Raw records
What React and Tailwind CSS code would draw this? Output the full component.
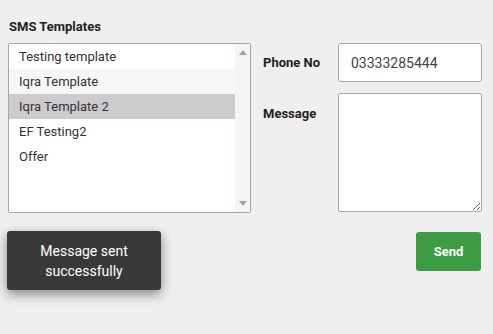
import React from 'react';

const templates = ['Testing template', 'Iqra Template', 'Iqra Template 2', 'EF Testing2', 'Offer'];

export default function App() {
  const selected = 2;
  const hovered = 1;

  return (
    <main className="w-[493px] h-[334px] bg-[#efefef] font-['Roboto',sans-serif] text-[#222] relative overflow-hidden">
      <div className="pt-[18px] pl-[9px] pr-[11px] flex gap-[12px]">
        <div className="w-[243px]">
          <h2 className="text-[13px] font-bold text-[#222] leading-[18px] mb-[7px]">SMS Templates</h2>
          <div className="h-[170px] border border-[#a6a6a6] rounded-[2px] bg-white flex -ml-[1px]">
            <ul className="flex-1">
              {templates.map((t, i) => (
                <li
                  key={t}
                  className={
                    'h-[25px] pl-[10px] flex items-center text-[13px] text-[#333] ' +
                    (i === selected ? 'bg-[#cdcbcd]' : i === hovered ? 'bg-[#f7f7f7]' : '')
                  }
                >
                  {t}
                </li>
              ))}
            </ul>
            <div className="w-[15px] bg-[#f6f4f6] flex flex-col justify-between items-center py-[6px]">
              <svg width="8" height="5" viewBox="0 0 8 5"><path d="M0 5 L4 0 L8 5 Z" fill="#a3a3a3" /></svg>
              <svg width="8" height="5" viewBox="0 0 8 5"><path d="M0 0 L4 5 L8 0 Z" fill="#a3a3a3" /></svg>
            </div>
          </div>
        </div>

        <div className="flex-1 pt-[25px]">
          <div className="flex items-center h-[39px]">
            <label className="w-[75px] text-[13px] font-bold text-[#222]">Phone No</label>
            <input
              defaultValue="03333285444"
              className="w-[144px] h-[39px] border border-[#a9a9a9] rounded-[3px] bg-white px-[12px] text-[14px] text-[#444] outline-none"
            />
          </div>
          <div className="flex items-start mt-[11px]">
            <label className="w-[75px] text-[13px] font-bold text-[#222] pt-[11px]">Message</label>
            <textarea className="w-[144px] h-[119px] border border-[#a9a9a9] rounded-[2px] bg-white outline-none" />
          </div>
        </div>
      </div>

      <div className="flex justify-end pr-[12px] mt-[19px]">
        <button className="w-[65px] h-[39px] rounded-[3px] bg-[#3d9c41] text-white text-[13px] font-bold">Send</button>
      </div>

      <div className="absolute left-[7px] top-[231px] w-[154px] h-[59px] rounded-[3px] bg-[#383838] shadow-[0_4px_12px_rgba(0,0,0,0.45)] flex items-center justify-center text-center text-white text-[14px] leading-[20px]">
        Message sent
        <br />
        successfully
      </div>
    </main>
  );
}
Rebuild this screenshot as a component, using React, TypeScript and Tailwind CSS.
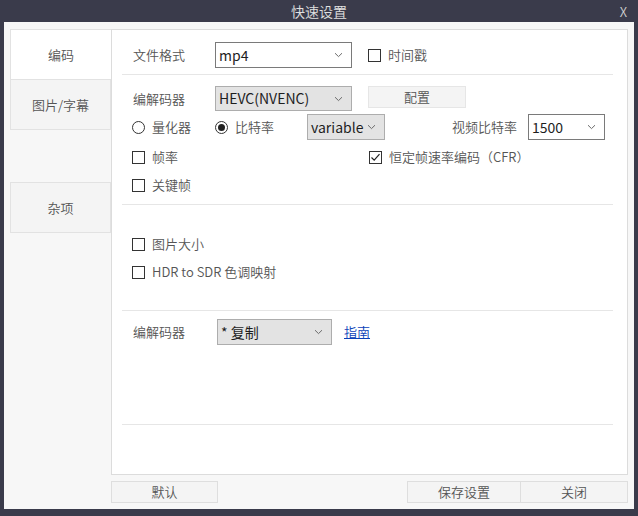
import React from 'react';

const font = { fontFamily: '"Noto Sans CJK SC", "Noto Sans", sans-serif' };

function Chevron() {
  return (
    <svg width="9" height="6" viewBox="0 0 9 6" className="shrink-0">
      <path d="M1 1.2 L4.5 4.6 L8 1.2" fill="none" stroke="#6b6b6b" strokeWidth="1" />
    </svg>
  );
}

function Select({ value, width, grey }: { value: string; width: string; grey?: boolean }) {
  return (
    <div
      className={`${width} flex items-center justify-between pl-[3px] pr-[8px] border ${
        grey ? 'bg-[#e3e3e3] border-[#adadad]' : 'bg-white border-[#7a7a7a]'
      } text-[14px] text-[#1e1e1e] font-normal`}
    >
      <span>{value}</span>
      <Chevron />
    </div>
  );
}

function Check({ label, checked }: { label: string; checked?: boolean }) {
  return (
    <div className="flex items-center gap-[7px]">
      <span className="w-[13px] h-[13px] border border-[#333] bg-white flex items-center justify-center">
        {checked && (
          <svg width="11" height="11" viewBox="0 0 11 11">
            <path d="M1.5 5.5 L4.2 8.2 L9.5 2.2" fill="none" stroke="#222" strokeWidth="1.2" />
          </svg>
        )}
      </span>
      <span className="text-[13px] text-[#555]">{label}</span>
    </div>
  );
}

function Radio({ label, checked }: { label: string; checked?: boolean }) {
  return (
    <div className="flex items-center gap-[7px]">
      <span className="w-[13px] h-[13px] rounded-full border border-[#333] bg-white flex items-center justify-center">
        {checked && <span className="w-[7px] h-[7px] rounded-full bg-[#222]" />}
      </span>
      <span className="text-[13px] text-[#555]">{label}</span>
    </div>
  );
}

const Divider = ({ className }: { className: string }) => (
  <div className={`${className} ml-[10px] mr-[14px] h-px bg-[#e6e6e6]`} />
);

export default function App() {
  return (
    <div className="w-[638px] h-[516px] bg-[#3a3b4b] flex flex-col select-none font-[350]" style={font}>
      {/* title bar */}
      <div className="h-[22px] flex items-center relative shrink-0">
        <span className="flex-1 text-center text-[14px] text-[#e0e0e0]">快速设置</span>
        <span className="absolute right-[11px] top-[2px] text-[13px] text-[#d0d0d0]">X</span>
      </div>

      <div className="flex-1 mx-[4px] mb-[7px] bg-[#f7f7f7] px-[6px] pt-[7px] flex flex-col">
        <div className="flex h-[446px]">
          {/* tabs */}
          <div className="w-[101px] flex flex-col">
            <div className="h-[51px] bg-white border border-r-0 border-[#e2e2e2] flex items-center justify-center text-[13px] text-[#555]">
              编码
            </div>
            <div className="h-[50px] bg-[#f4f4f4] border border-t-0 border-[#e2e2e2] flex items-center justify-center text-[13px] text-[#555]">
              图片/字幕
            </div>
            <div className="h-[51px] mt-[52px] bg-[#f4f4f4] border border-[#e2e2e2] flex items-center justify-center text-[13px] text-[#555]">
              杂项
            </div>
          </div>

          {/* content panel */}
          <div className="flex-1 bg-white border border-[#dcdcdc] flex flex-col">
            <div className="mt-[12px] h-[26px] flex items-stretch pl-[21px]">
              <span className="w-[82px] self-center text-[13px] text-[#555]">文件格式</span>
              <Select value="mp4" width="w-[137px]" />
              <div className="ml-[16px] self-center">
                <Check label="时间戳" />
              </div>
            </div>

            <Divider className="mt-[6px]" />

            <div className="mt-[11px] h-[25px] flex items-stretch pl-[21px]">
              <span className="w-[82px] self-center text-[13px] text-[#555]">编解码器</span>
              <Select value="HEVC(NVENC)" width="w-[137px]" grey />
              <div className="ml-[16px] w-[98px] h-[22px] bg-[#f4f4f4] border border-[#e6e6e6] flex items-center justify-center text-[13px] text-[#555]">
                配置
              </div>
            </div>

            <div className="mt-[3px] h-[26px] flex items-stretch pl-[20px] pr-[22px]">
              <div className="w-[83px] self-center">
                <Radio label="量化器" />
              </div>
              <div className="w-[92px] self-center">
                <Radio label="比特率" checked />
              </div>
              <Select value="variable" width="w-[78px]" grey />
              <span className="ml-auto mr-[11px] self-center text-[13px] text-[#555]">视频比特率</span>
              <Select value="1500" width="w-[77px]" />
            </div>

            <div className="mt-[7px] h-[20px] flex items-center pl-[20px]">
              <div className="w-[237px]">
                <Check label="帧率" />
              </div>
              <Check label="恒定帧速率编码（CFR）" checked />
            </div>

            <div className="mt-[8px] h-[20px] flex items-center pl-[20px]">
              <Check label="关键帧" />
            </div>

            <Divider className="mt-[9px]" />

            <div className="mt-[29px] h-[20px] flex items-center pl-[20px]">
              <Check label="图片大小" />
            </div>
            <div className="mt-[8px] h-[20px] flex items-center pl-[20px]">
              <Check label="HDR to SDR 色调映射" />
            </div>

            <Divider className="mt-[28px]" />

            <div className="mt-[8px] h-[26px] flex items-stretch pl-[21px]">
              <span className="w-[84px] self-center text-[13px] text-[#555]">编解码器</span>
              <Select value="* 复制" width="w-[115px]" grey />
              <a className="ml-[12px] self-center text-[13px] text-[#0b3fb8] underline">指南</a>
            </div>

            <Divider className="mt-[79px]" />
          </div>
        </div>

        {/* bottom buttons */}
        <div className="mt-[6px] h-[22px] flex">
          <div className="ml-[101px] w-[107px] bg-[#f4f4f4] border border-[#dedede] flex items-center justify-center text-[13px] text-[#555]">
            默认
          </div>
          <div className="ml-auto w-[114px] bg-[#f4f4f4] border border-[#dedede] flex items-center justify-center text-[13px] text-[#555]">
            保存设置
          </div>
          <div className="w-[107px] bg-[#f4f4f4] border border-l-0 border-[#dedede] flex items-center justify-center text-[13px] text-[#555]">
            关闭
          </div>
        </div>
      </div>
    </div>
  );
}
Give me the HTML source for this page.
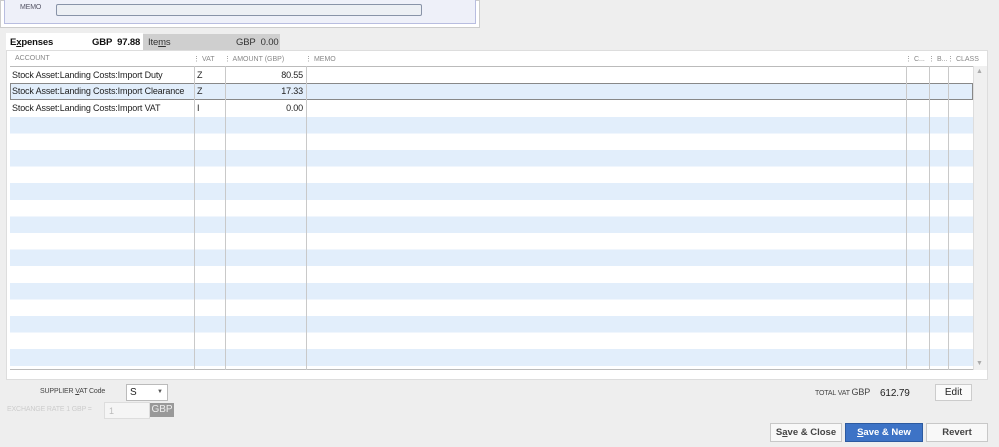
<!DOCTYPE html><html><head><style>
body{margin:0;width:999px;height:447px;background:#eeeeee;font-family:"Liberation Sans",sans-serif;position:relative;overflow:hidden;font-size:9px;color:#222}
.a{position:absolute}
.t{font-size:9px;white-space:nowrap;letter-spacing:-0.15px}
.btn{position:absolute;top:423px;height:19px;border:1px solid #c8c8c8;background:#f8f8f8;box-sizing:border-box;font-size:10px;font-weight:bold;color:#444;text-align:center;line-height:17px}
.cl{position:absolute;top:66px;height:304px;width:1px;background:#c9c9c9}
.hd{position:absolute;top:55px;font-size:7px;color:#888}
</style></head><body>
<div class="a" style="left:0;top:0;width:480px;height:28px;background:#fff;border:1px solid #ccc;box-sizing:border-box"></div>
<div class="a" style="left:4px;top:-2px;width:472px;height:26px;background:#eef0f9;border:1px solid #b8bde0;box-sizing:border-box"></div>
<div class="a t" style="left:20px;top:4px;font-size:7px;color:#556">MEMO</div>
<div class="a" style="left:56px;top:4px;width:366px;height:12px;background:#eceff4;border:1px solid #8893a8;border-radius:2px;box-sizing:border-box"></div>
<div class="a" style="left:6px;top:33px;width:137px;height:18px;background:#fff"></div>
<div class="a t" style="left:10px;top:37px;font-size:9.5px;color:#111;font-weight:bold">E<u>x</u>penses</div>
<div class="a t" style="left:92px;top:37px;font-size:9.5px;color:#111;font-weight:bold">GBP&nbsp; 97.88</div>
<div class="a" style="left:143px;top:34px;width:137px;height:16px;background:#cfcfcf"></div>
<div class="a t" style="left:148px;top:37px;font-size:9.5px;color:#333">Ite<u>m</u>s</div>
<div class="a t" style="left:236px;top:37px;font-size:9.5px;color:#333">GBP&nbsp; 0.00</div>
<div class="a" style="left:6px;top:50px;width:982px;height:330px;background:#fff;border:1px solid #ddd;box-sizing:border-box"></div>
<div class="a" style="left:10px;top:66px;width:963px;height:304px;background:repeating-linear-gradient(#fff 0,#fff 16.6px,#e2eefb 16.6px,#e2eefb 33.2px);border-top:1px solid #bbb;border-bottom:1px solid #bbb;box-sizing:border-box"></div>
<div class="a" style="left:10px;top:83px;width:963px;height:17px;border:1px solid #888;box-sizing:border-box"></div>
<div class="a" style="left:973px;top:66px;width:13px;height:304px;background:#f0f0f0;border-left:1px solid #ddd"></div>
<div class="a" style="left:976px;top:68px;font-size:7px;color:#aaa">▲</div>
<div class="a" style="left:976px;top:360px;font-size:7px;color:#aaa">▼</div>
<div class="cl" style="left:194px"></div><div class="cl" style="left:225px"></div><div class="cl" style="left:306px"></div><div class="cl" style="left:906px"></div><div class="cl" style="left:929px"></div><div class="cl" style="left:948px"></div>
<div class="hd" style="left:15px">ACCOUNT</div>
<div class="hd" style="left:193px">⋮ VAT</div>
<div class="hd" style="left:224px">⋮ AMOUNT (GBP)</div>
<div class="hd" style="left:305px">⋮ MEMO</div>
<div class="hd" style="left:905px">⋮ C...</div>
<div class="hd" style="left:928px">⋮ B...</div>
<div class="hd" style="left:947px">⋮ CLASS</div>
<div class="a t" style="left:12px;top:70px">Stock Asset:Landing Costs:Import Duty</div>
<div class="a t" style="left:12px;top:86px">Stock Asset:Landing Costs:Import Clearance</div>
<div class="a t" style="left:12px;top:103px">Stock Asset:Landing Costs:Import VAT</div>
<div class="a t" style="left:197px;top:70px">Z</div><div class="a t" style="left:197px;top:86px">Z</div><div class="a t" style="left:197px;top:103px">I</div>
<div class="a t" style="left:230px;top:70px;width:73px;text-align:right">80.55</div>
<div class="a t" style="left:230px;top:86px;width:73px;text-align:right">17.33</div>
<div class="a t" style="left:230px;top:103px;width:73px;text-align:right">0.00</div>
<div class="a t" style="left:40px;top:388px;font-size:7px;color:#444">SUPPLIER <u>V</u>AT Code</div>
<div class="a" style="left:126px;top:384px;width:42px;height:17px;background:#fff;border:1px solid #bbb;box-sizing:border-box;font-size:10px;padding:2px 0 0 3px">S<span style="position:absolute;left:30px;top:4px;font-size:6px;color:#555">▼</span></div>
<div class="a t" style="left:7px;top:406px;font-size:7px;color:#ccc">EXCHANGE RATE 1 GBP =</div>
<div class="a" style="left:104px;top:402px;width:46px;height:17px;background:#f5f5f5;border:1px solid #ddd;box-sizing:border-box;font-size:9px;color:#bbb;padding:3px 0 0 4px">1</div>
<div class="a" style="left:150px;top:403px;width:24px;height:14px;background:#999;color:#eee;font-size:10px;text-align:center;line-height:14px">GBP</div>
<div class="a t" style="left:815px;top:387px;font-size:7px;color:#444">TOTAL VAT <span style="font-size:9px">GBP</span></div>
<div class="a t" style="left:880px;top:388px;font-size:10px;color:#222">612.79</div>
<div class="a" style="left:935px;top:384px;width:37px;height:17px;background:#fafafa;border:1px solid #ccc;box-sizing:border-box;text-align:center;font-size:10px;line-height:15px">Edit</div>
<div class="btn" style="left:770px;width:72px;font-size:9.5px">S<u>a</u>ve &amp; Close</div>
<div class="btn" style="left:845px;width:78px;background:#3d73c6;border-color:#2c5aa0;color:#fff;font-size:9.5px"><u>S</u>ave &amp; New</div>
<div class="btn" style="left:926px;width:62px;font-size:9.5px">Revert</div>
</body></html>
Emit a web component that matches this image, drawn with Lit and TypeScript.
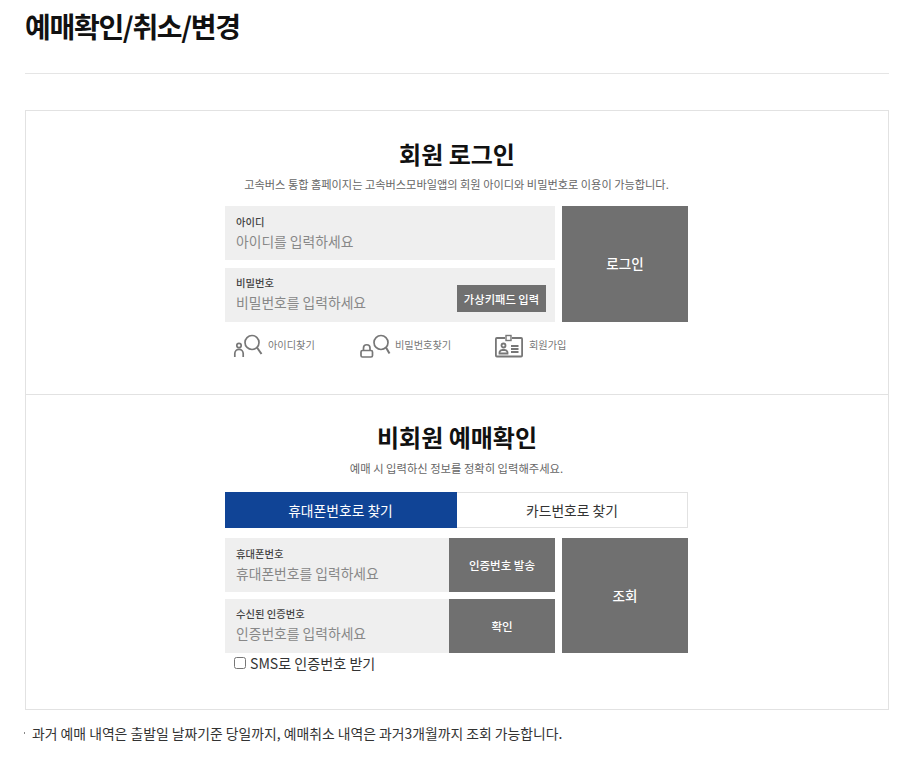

*Task instructions*: Copy all lines above containing the string "component".

*Solution for this task*:
What React and Tailwind CSS code would draw this? Output the full component.
Rebuild this screenshot as a component, using React, TypeScript and Tailwind CSS.
Emit a web component that matches this image, drawn with Lit and TypeScript.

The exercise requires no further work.